Густой, непробиваемый космос.
Посеревшая, глухая пустыня.
Не ведающий жалости ветер.
Мертвые волны.
Ты могла сколько угодно взывать, кричать, плакать, молиться, швырять в его сторону предметы домашнего обихода,
сглатывать обиды или утешающе теплые слезы,
объяснять на пальцах или при помощи пластики акварелей и горьких элегий, используя логику или сорвавшийся дикий, катающийся п
ничего не менялось.
Перед тобой стоял все тот же спокойный, делающий вид, что ничего не замечает, отец.
Кошмар потому, что его реакцию было нельзя предсказать: катастрофы века проплывали мимо него как корабли, в то время как крохи событий неожиданно ставили его на колени.
К примеру, бывало, что его необыкновенная глухость, взвешенное осознанное равнодушие и даже жестокость, когда он не выказывал сожаления при известиях о болезнях или смерти близких людей — то есть поведение, которое было также непостижимо, как переменчивая природа цунами и ураганов — сменялась неожиданным умилением, когда он, обычно черствый и безучастный, вдруг брал на руки, с размягченным лицом, учившегося ходить упавшего внука.
Как будто после грозы набухшее серой бязевой грязью небо вдруг прояснялось и являло миру кристально-чистую радугу, тут же вызывавшую за собой, как в детском театре, щебечущих птиц, когда таинственный тремендум отца вдруг оборачивался иной своей стороной и превращался, из молчания монументального или монструозного свойства, в живую любовь.
Дотошным дочерям, которые вышли из детства с вызванной тремендумом травмой, нужны были детали.
Чем объяснить это отсутствие откликов и отцовскую отстраненность?
Бездушное бездействие?
Размеренное безразмерное равнодушие?
Эту безразличную бездну?
И, объяснив, как оправдать: можно ли простить его безучастность лишь потому, что он им даровал жизнь?
Вновь и вновь возвращались они к ранним незалеченным ранам, по-разному истолковывая поступки отца. Обе одновременно вынашивали и отчаяние, и надежду: надежду, что отец внимает им и их слышит… отчаяние и какой-то восторженный ужас оттого, что он неизменно молчит.
Отец — существовал своей жизнью, не пересекающейся с жизнью других.
Он воспринимал все с молчаливым, бледным лицом, тянулся к потайному месту то ли на полке, то ли в стене (страдающая без «Беломора» старшая дочь никак не могла понять, откуда он достает сигареты, из воздуха что ли) и шел на огород, где задумчиво разглядывал саженцы или снимал в парнике крепенькие, почти новорожденные огурцы.
Стоял между грядок, не делая ничего, уставясь в соседствующий с их дачным участком подлесок; отмахиваясь от мошкары, выпуская изо рта клубы дыма; одинокий, наполненный каким-то своим, недоступным никому содержанием, и, казалось, не нуждающийся абсолютно ни в ком.

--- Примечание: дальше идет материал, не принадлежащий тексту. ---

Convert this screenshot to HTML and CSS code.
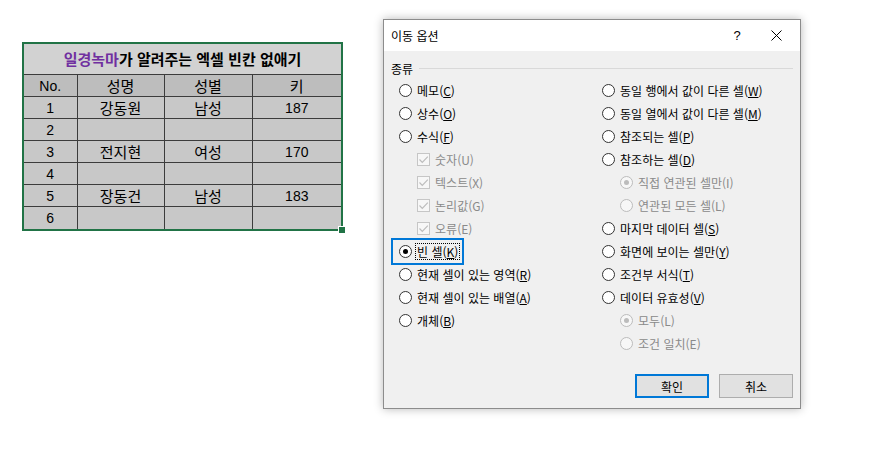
FILE: index.html
```html
<!DOCTYPE html>
<html lang="ko">
<head>
  <meta charset="UTF-8">
  <title>이동 옵션</title>
  <link rel="stylesheet" href="styles.css">
</head>
<body>
  <div class="sheet">
    <table class="grid">
      <colgroup>
        <col class="c-no"><col class="c-name"><col class="c-sex"><col class="c-ht">
      </colgroup>
      <tr class="title-row">
        <td colspan="4"><span class="accent">일경녹마</span>가 알려주는 엑셀 빈칸 없애기</td>
      </tr>
      <tr class="head-row">
        <td class="num">No.</td><td>성명</td><td>성별</td><td>키</td>
      </tr>
      <tr><td class="num">1</td><td>강동원</td><td>남성</td><td class="num">187</td></tr>
      <tr><td class="num">2</td><td></td><td></td><td></td></tr>
      <tr><td class="num">3</td><td>전지현</td><td>여성</td><td class="num">170</td></tr>
      <tr><td class="num">4</td><td></td><td></td><td></td></tr>
      <tr><td class="num">5</td><td>장동건</td><td>남성</td><td class="num">183</td></tr>
      <tr><td class="num">6</td><td></td><td></td><td></td></tr>
    </table>
    <span class="fill-handle"></span>
  </div>

  <div class="dialog">
    <div class="titlebar">
      <span class="title">이동 옵션</span>
      <span class="help">?</span>
      <span class="close">
        <svg width="11" height="11" viewBox="0 0 11 11"><path d="M0.5 0.5 L10.5 10.5 M10.5 0.5 L0.5 10.5" stroke="#000" stroke-width="1" fill="none"/></svg>
      </span>
    </div>

    <div class="dialog-body">
      <div class="group-head"><span>종류</span><span class="rule"></span></div>

      <div class="options">
        <div class="col">
          <div class="item"><span class="radio"></span><span>메모(<u>C</u>)</span></div>
          <div class="item"><span class="radio"></span><span>상수(<u>O</u>)</span></div>
          <div class="item"><span class="radio"></span><span>수식(<u>F</u>)</span></div>
          <div class="item sub off"><span class="check"><svg width="11" height="11" viewBox="0 0 11 11"><path d="M1.5 5.5 L4.3 8.3 L9.8 2.6" stroke="#bdbdbd" stroke-width="1.2" fill="none"/></svg></span><span>숫자(U)</span></div>
          <div class="item sub off"><span class="check"><svg width="11" height="11" viewBox="0 0 11 11"><path d="M1.5 5.5 L4.3 8.3 L9.8 2.6" stroke="#bdbdbd" stroke-width="1.2" fill="none"/></svg></span><span>텍스트(X)</span></div>
          <div class="item sub off"><span class="check"><svg width="11" height="11" viewBox="0 0 11 11"><path d="M1.5 5.5 L4.3 8.3 L9.8 2.6" stroke="#bdbdbd" stroke-width="1.2" fill="none"/></svg></span><span>논리값(G)</span></div>
          <div class="item sub off"><span class="check"><svg width="11" height="11" viewBox="0 0 11 11"><path d="M1.5 5.5 L4.3 8.3 L9.8 2.6" stroke="#bdbdbd" stroke-width="1.2" fill="none"/></svg></span><span>오류(E)</span></div>
          <div class="item focused"><span class="radio on"></span><span class="focus-text">빈 셀(<u>K</u>)</span></div>
          <div class="item"><span class="radio"></span><span>현재 셀이 있는 영역(<u>R</u>)</span></div>
          <div class="item"><span class="radio"></span><span>현재 셀이 있는 배열(<u>A</u>)</span></div>
          <div class="item"><span class="radio"></span><span>개체(<u>B</u>)</span></div>
        </div>
        <div class="col">
          <div class="item"><span class="radio"></span><span>동일 행에서 값이 다른 셀(<u>W</u>)</span></div>
          <div class="item"><span class="radio"></span><span>동일 열에서 값이 다른 셀(<u>M</u>)</span></div>
          <div class="item"><span class="radio"></span><span>참조되는 셀(<u>P</u>)</span></div>
          <div class="item"><span class="radio"></span><span>참조하는 셀(<u>D</u>)</span></div>
          <div class="item sub off"><span class="radio on"></span><span>직접 연관된 셀만(I)</span></div>
          <div class="item sub off"><span class="radio"></span><span>연관된 모든 셀(L)</span></div>
          <div class="item"><span class="radio"></span><span>마지막 데이터 셀(<u>S</u>)</span></div>
          <div class="item"><span class="radio"></span><span>화면에 보이는 셀만(<u>Y</u>)</span></div>
          <div class="item"><span class="radio"></span><span>조건부 서식(<u>T</u>)</span></div>
          <div class="item"><span class="radio"></span><span>데이터 유효성(<u>V</u>)</span></div>
          <div class="item sub off"><span class="radio on"></span><span>모두(L)</span></div>
          <div class="item sub off"><span class="radio"></span><span>조건 일치(E)</span></div>
        </div>
      </div>

      <div class="buttons">
        <button class="btn primary">확인</button>
        <button class="btn">취소</button>
      </div>
    </div>
  </div>
</body>
</html>
```

FILE: styles.css
```css
body {
  margin: 0;
  width: 885px;
  height: 454px;
  background: #fff;
  display: flex;
  align-items: flex-start;
  font-family: "Noto Sans CJK KR", "Noto Sans", sans-serif;
  color: #000;
  overflow: hidden;
}

/* 엑셀 시트 */
.sheet {
  position: relative;
  margin: 42px 0 0 22px;
  border: 2px solid #217346;
}

.grid {
  border-collapse: collapse;
  table-layout: fixed;
  width: 317px;
  font-size: 15px;
}

.c-no { width: 53px; }
.c-name { width: 87px; }
.c-sex { width: 88px; }
.c-ht { width: 89px; }

.grid td {
  height: 21px;
  padding: 0;
  border: 1px solid #3c3c3c;
  background: #c8c8c8;
  text-align: center;
  line-height: 20px;
  white-space: nowrap;
}

.grid tr:first-child td { border-top: none; }
.grid td:first-child { border-left: none; }
.grid td:last-child { border-right: none; }
.grid tr:last-child td { border-bottom: none; height: 22px; }

.grid .title-row td {
  height: 30px;
  background: #d2d2d2;
  font-weight: bold;
}

.grid .head-row td {
  background: #bdbdbd;
}

.grid .num {
  font-family: "Liberation Sans", Arial, sans-serif;
  font-size: 14px;
}

.accent { color: #7030a0; }

.fill-handle {
  position: absolute;
  right: -5px;
  bottom: -5px;
  width: 6px;
  height: 6px;
  background: #217346;
  border: 1px solid #fff;
}

/* 이동 옵션 대화상자 */
.dialog {
  margin: 19px 0 0 40px;
  width: 418px;
  box-sizing: border-box;
  border: 1px solid #8c8c8c;
  background: #f0f0f0;
  box-shadow: 0 0 9px rgba(0, 0, 0, 0.28);
  font-size: 12px;
}

.titlebar {
  height: 31px;
  background: #fff;
  display: flex;
  align-items: center;
  padding-left: 7px;
}

.title { flex: 1; }

.help {
  width: 20px;
  text-align: center;
  margin-right: 24px;
  font-family: "Liberation Sans", Arial, sans-serif;
  font-size: 13px;
}

.close {
  display: flex;
  margin-right: 18px;
}

.dialog-body {
  padding: 8px 7px 10px 7px;
}

.group-head {
  display: flex;
  align-items: center;
  height: 18px;
  gap: 6px;
}

.rule {
  flex: 1;
  height: 1px;
  background: #d9d9d9;
}

.options {
  display: grid;
  grid-template-columns: 203px 1fr;
  margin-top: 2px;
  padding-left: 8px;
}

.item {
  display: flex;
  align-items: center;
  height: 23px;
  gap: 5px;
  white-space: nowrap;
}

.item.sub { padding-left: 18px; }
.item.off { color: #8a8a8a; }

.radio {
  position: relative;
  width: 13px;
  height: 13px;
  box-sizing: border-box;
  border: 1px solid #333;
  border-radius: 50%;
  background: #fff;
  flex: none;
}

.radio.on::after {
  content: "";
  position: absolute;
  left: 3px;
  top: 3px;
  width: 5px;
  height: 5px;
  border-radius: 50%;
  background: #000;
}

.off .radio {
  border-color: #bcbcbc;
  background: #f7f7f7;
}

.off .radio.on::after { background: #bcbcbc; }

.check {
  display: flex;
  align-items: center;
  justify-content: center;
  width: 13px;
  height: 13px;
  box-sizing: border-box;
  border: 1px solid #c6c6c6;
  background: #f7f7f7;
  flex: none;
}

.item.focused {
  width: fit-content;
  margin-left: -6px;
  padding: 0 2px 0 6px;
  outline: 2px solid #0078d7;
  gap: 3px;
}

.focus-text {
  border: 1px dotted #000;
  padding: 0 1px;
  line-height: 15px;
}

.buttons {
  display: flex;
  justify-content: flex-end;
  gap: 10px;
  margin-top: 19px;
}

.btn {
  width: 74px;
  height: 24px;
  box-sizing: border-box;
  border: 1px solid #adadad;
  background: #e1e1e1;
  font-family: inherit;
  font-size: 12px;
  padding: 0;
}

.btn.primary {
  border: 2px solid #0078d7;
}
```
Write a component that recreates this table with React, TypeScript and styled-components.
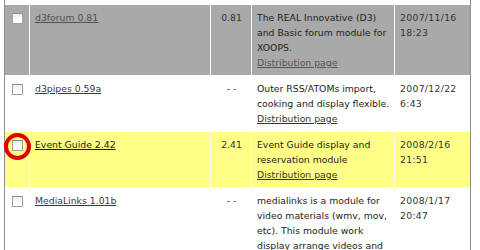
import React from 'react';
import styled, { createGlobalStyle } from 'styled-components';

const GlobalStyle = createGlobalStyle`
  html, body {
    margin: 0;
    padding: 0;
    background: #fff;
    overflow: hidden;
  }
  body {
    font-family: 'DejaVu Sans', Verdana, sans-serif;
    font-size: 9.3px;
    color: #222;
  }
`;

type Tone = 'gray' | 'plain' | 'highlight';

interface IModule {
  name: string;
  version: string;
  description: string[];
  date: string[];
  tone: Tone;
  marked?: boolean;
}

const modules: IModule[] = [
  {
    name: 'd3forum 0.81',
    version: '0.81',
    description: ['The REAL Innovative (D3)', 'and Basic forum module for', 'XOOPS.'],
    date: ['2007/11/16', '18:23'],
    tone: 'gray',
  },
  {
    name: 'd3pipes 0.59a',
    version: '- -',
    description: ['Outer RSS/ATOMs import,', 'cooking and display flexible.'],
    date: ['2007/12/22', '6:43'],
    tone: 'plain',
  },
  {
    name: 'Event Guide 2.42',
    version: '2.41',
    description: ['Event Guide display and', 'reservation module'],
    date: ['2008/2/16', '21:51'],
    tone: 'highlight',
    marked: true,
  },
  {
    name: 'MediaLinks 1.01b',
    version: '- -',
    description: [
      'medialinks is a module for',
      'video materials (wmv, mov,',
      'etc). This module work',
      'display arrange videos and',
      'images.',
    ],
    date: ['2008/1/17', '20:47'],
    tone: 'plain',
  },
];

const rowBackground: Record<Tone, string> = {
  gray: '#a9a9a9',
  plain: '#ffffff',
  highlight: '#ffff88',
};

const Frame = styled.div`
  margin-left: 4px;
  width: 465px;
  height: 250px;
  border-left: 1px solid #8e8e8e;
  border-right: 1px solid #8e8e8e;
  padding-top: 4px;
`;

const Table = styled.table`
  width: 467px;
  margin-left: -1px;
  border-collapse: separate;
  border-spacing: 1px;
  table-layout: fixed;
`;

const Row = styled.tr<{ $tone: Tone }>`
  background: ${(p) => rowBackground[p.$tone]};
`;

const Cell = styled.td<{ $align?: 'left' | 'center' }>`
  vertical-align: top;
  padding: 5px 4px 5px 5px;
  line-height: 15px;
  white-space: nowrap;
  text-align: ${(p) => p.$align || 'left'};
`;

const CheckCell = styled.td`
  position: relative;
  vertical-align: top;
  padding: 8px 0 0 0;
  text-align: center;
`;

const Check = styled.input.attrs({ type: 'checkbox' })`
  appearance: none;
  display: block;
  margin: 0 auto;
  width: 11px;
  height: 11px;
  box-sizing: border-box;
  border: 1px solid #a0a0a0;
  border-top-color: #8c8c8c;
  background: linear-gradient(#ececec, #ffffff 60%);
`;

const Mark = styled.span`
  position: absolute;
  left: -1px;
  top: 1px;
  width: 19px;
  height: 19px;
  border: 4px solid #dd0000;
  border-radius: 50%;
`;

const NameLink = styled.a<{ $tone: Tone }>`
  color: ${(p) => (p.$tone === 'gray' ? '#505050' : p.$tone === 'highlight' ? '#1a1a1a' : '#3a3a3a')};
  text-decoration: underline;
`;

const PageLink = styled.a<{ $tone: Tone }>`
  color: ${(p) => (p.$tone === 'gray' ? '#555' : '#333')};
  text-decoration: underline;
`;

const Version = styled.span`
  color: #333;
`;

const Stamp = styled.span`
  color: #333;
  letter-spacing: 0.3px;
`;

const App = (): JSX.Element => {
  return (
    <>
      <GlobalStyle />
      <Frame>
        <Table>
          <colgroup>
            <col style={{ width: 24 }} />
            <col style={{ width: 180 }} />
            <col style={{ width: 40 }} />
            <col style={{ width: 142 }} />
            <col style={{ width: 75 }} />
          </colgroup>
          <tbody>
            {modules.map((m) => (
              <Row key={m.name} $tone={m.tone}>
                <CheckCell>
                  <Check />
                  {m.marked && <Mark />}
                </CheckCell>
                <Cell>
                  <NameLink href='#' $tone={m.tone}>{m.name}</NameLink>
                </Cell>
                <Cell $align='center'>
                  <Version>{m.version}</Version>
                </Cell>
                <Cell>
                  {m.description.map((line) => (
                    <React.Fragment key={line}>
                      {line}
                      <br />
                    </React.Fragment>
                  ))}
                  <PageLink href='#' $tone={m.tone}>Distribution page</PageLink>
                </Cell>
                <Cell>
                  <Stamp>
                    {m.date[0]}
                    <br />
                    {m.date[1]}
                  </Stamp>
                </Cell>
              </Row>
            ))}
          </tbody>
        </Table>
      </Frame>
    </>
  );
};

export default App;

Одна дочь заявляла, что его поведение не нужно рассматривать ни с точки зренья вины (в чем виноват тот, кто произвел их на свет?), ни с точки зренья надежды на то, что что-то вдруг переменится (ведь несмотря на то, что дочки взрослели, отец оставался все тем же).
Другая дочь, наоборот, заявляла, что им нужно погрузиться глубоко в его мир, в его беспрецедентную трансцендентальность и в этой необъяснимости, необъятности и непробиваемости найти наконец то, что близко и понятно чувствующему, теплому телу; то, что можно объяснить человеческим языком.
Удивительное равнодушие отца к происходящему почему-то проходило незамеченным для всех, кроме семьи: сослуживцы считали его добрым отзывчивым человеком, а немногие оставшиеся в живых родственники полагали, что он просто находится под каблуком у жены (таким образом, когда младшая дочь пыталась рассказать родственникам о том, что отец — недоступный ледяной месяц, они отмахивались и говорили, что все это бредни и лучшего семьянина, чем А-м, не найти).
Одна дочь считала, что история семьи на отце прерывалась — так разительно он отличался от родственников, и внешним видом, и нехаризматичным характером, что ей чудилось, что в этой его отстраненности — метафизическая загадка, загадка, разгадав которую, она поймет, почему в жизни столько молчаливого, остраненного равнодушия, бездействия, зла.